If, like me, you're lucky enough to be part of a critique group, I suggest you look for your Writing Buddy among your critique group members. If you're not part of a critique group, are you part of any writing organizations, such as SCBWI, where you might find a compatible buddy? Still no prospects? Consider friends who may need motivation sticking with creative goals in areas other than writing, such as illustrating, knitting, cooking, etc.

I encourage you to read April's original blog post on the topic. Then, if the idea of having a Writing Buddy appeals to you, give yourself a goal of finding one in the next week or so, and report back in the comments below.

Good luck and happy writing!


    Doraine said...

    What an excellent idea! Thanks for sharing your journey with your writing buddy.

    Leanne Pankuch said...

    Thank YOU, Carmela, for being my Writing Buddy! I've written and accomplished so much with your help. :)

    Sue Ekins said...

    I am honored and grateful that you responded to my question so beautifully. Thank you. I have found a writing partner, and we are exchanging our first works by June 21.
    I love the idea of paying myself a salary and would welcome ideas for this since I seldom reward myself. Once, I "took a walk proudly." I got out of the car like a movie star and strolled outside, pretending that I heard applause. At other times, I've taken a bubble bath by candlelight.

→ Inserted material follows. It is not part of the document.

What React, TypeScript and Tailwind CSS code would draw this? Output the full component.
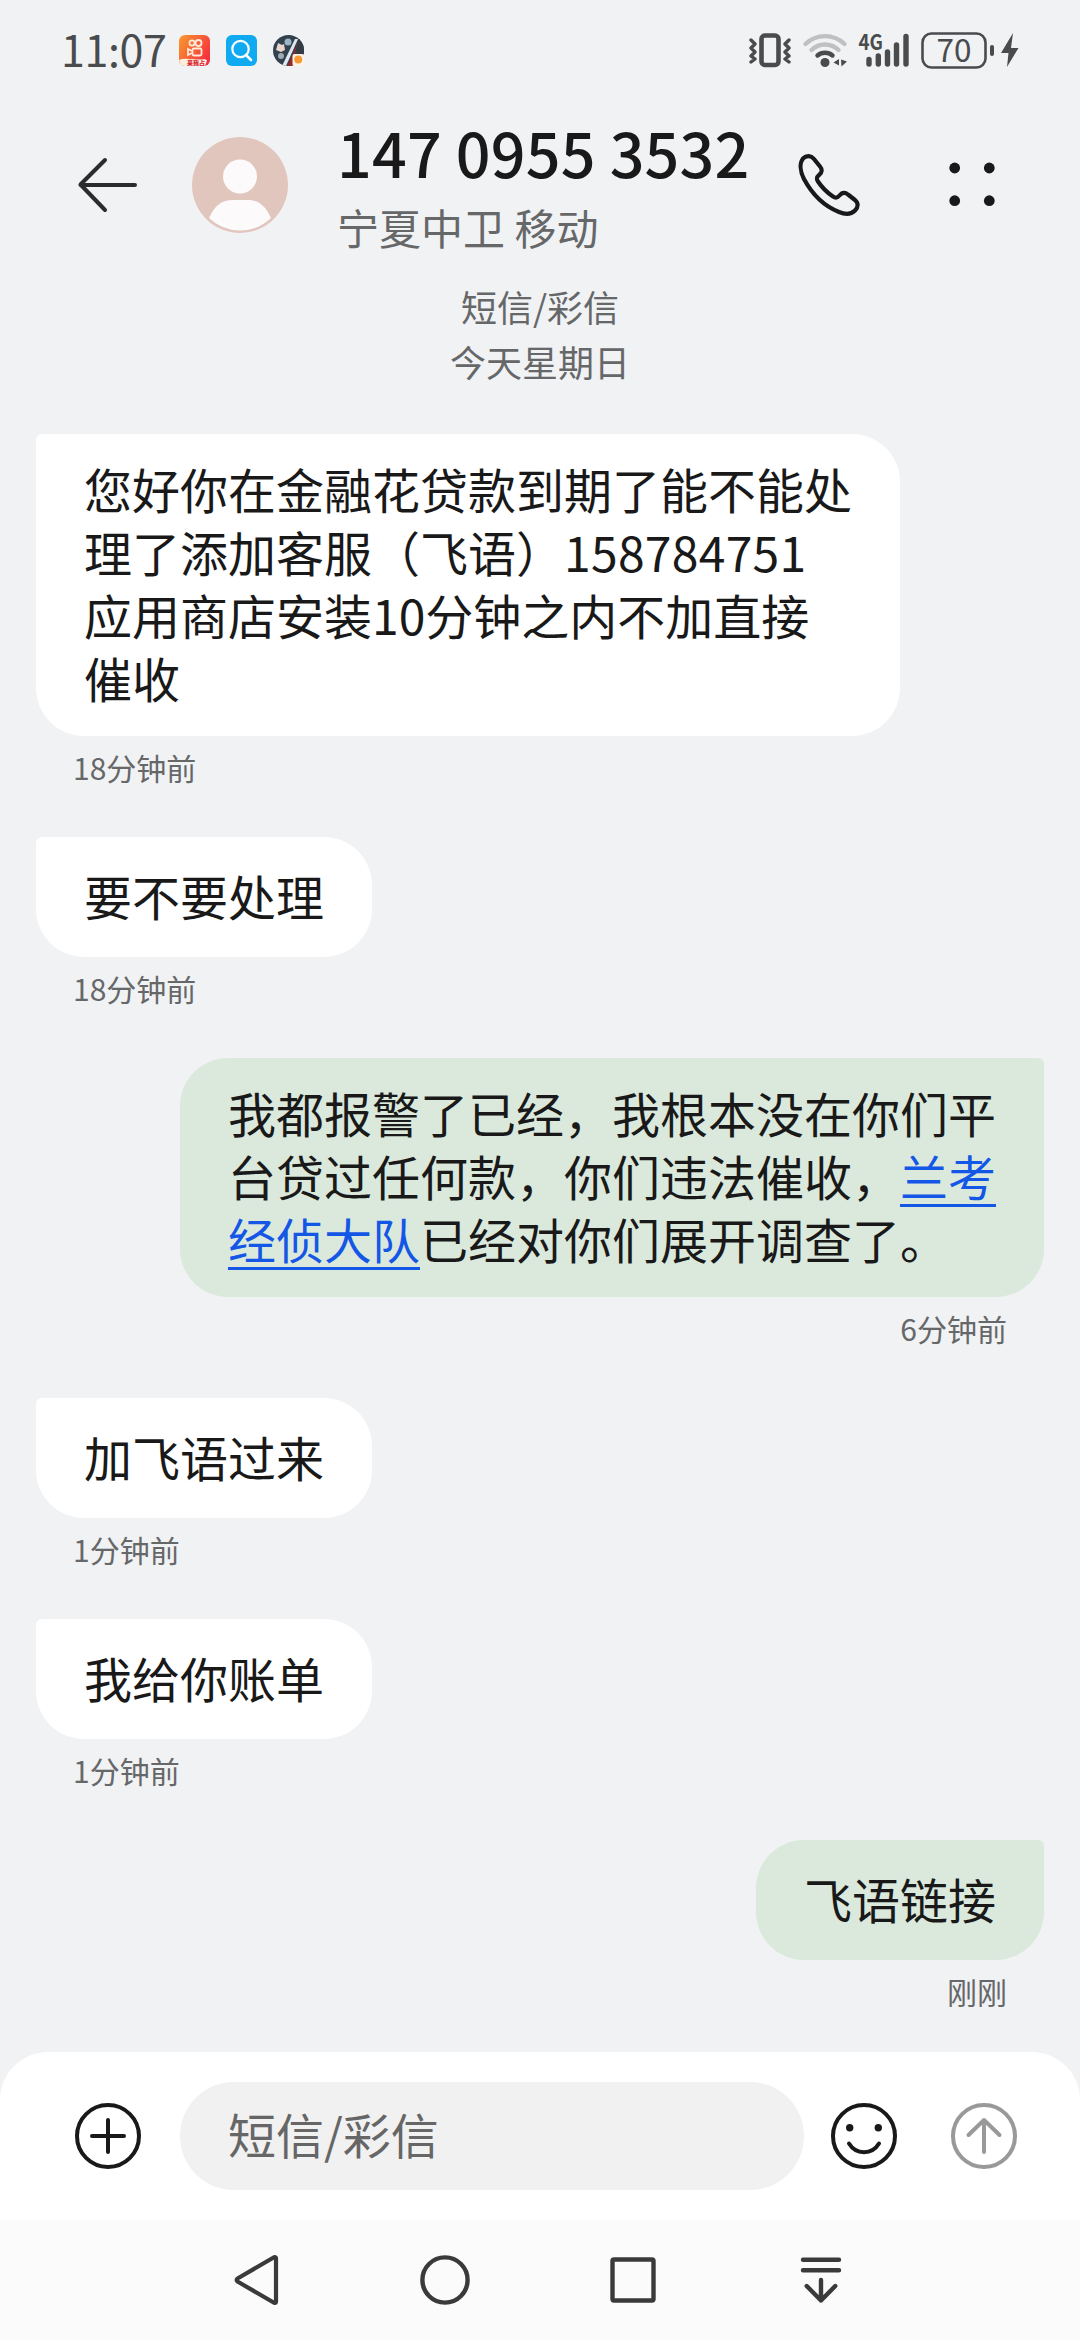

    Carmela Martino said...

    Sue, my salary the first week went to renting a DVD just for fun. :-)
    Since then, I've been putting money aside toward a writing retreat weekend. You might consider using your salary to treat yourself to a trip into Chicago to visit a favorite (or maybe new) museum. Or maybe to see a play.

    April Halprin Wayland said...

    oh, my--you can see I'm behind in my blog reading...just read this and I'm blushing! So glad that blog post was helpful, Carmela...and I love your questions regarding how to choose a writing buddy. Fabulous!